#### [GIVEN TASK]
Copy exactly, and only, the lines below from the first through the one containing "string; desc: string;", both included; pictures are omitted.

**********

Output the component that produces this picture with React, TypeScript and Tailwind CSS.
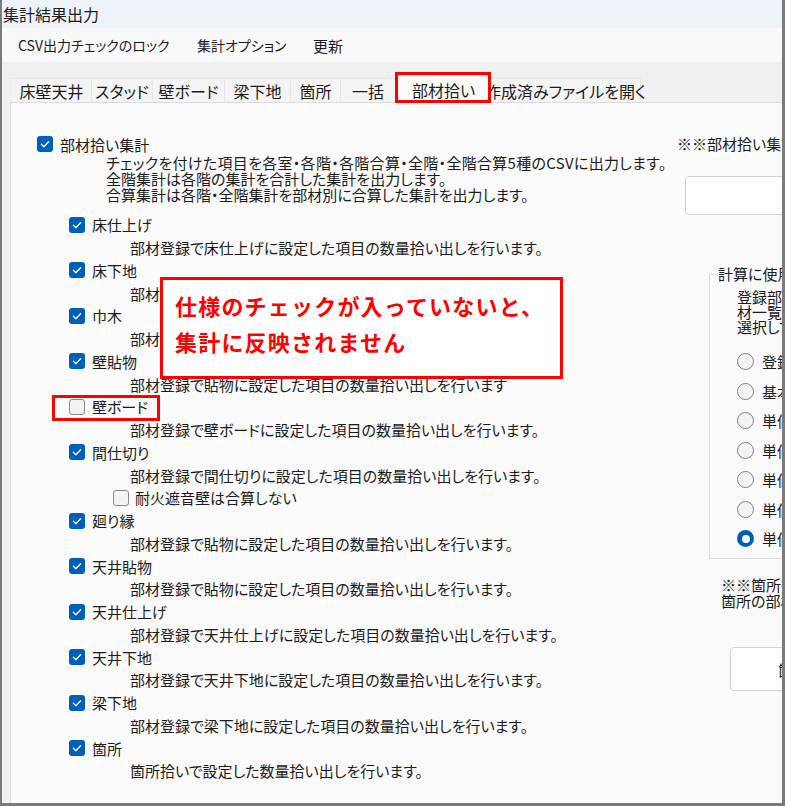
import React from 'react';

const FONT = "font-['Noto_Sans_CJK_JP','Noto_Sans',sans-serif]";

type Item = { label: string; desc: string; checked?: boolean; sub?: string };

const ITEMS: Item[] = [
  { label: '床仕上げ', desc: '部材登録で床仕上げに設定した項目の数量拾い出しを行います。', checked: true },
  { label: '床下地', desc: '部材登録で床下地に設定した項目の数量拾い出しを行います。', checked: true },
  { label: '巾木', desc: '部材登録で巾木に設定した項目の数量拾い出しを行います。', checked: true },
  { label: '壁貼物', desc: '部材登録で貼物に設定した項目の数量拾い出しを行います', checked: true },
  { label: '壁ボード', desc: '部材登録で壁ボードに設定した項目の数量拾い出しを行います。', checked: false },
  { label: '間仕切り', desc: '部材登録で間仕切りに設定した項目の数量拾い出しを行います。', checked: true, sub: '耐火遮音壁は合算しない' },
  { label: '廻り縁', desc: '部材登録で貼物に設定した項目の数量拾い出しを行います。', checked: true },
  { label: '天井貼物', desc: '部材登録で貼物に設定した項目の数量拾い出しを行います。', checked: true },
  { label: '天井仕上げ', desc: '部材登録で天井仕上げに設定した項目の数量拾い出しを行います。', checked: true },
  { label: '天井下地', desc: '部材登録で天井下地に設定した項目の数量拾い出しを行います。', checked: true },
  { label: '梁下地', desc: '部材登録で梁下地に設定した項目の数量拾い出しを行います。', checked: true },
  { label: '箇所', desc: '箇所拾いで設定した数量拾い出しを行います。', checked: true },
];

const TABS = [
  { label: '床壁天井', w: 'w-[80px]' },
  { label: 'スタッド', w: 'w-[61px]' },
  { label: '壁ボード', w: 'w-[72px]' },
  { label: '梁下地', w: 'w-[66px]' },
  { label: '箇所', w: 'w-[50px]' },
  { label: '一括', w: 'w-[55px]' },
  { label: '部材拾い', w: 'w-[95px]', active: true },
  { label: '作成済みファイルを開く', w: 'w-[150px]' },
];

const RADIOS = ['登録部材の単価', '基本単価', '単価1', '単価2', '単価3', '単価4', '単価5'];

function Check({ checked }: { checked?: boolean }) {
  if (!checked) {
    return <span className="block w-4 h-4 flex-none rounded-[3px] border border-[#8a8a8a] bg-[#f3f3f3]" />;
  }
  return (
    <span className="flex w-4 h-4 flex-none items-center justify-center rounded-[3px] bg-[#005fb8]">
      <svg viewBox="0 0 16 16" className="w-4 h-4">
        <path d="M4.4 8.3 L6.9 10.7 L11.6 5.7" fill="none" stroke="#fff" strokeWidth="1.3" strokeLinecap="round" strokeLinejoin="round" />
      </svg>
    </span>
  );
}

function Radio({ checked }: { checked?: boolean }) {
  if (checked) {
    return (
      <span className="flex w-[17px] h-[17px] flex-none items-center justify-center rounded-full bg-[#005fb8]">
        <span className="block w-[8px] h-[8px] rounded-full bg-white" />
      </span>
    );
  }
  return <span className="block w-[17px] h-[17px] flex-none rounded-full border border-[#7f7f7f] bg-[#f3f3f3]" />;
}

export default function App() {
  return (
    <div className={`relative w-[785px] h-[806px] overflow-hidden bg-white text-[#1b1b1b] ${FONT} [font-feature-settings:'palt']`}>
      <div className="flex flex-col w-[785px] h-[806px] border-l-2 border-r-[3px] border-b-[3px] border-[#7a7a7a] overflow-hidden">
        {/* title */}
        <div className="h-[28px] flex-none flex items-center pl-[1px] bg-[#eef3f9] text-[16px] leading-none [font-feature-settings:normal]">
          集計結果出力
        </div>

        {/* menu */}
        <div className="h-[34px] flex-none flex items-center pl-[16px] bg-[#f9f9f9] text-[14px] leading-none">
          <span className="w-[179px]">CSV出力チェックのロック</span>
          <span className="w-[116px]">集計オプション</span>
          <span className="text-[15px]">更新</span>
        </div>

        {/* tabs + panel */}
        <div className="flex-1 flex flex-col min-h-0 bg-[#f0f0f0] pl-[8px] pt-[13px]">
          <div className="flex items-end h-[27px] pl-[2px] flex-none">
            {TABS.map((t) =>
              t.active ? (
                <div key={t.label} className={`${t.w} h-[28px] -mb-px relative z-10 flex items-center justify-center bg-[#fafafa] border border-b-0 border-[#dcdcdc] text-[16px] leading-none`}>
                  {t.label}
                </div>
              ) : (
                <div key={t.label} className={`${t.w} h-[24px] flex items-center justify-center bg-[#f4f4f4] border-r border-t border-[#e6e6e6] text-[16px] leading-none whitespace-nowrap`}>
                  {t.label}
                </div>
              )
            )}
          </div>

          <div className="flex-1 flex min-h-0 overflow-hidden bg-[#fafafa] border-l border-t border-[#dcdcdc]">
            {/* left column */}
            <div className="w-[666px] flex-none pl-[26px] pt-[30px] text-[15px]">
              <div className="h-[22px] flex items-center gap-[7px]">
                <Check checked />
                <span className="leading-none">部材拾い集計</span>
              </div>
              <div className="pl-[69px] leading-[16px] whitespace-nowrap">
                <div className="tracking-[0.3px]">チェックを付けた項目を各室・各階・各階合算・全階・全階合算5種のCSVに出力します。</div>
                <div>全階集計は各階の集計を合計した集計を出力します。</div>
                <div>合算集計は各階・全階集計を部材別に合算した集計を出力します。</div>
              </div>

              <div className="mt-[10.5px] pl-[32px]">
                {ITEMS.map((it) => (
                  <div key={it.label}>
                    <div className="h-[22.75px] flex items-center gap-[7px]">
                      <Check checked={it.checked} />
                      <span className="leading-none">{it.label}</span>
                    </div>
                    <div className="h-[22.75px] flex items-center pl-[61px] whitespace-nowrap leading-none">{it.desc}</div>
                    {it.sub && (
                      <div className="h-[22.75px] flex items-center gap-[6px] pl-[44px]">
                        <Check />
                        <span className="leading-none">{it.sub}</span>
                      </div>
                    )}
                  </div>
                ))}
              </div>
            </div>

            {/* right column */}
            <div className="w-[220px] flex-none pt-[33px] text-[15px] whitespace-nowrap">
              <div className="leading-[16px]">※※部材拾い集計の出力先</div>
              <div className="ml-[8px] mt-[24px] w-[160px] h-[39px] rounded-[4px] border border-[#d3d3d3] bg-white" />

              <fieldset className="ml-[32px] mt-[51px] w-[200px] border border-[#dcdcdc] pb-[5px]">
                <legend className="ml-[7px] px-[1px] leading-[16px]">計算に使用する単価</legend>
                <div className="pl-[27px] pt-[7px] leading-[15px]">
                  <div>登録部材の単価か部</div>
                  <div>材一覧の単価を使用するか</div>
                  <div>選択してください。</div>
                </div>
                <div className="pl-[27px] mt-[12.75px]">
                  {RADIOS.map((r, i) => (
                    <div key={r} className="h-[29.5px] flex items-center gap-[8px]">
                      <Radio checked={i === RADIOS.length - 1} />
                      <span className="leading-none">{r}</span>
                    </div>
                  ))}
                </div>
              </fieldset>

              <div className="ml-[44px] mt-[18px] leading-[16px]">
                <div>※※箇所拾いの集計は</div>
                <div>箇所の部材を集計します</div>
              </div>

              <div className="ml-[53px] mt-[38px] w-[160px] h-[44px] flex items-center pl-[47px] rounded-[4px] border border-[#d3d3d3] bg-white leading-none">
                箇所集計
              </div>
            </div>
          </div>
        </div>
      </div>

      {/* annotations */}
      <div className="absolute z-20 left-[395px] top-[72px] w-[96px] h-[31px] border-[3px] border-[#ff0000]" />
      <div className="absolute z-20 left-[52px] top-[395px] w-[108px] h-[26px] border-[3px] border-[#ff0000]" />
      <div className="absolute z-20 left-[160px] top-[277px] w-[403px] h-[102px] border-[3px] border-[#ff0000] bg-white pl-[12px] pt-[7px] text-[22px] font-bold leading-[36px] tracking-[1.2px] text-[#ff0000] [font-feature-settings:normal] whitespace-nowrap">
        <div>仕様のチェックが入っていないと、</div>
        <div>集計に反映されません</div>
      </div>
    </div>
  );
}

**********

#### [CORRECT RESPONSE]
Output the component that produces this picture with React, TypeScript and Tailwind CSS.
import React from 'react';

const FONT = "font-['Noto_Sans_CJK_JP','Noto_Sans',sans-serif]";

type Item = { label: string; desc: string; checked?: boolean; sub?: string };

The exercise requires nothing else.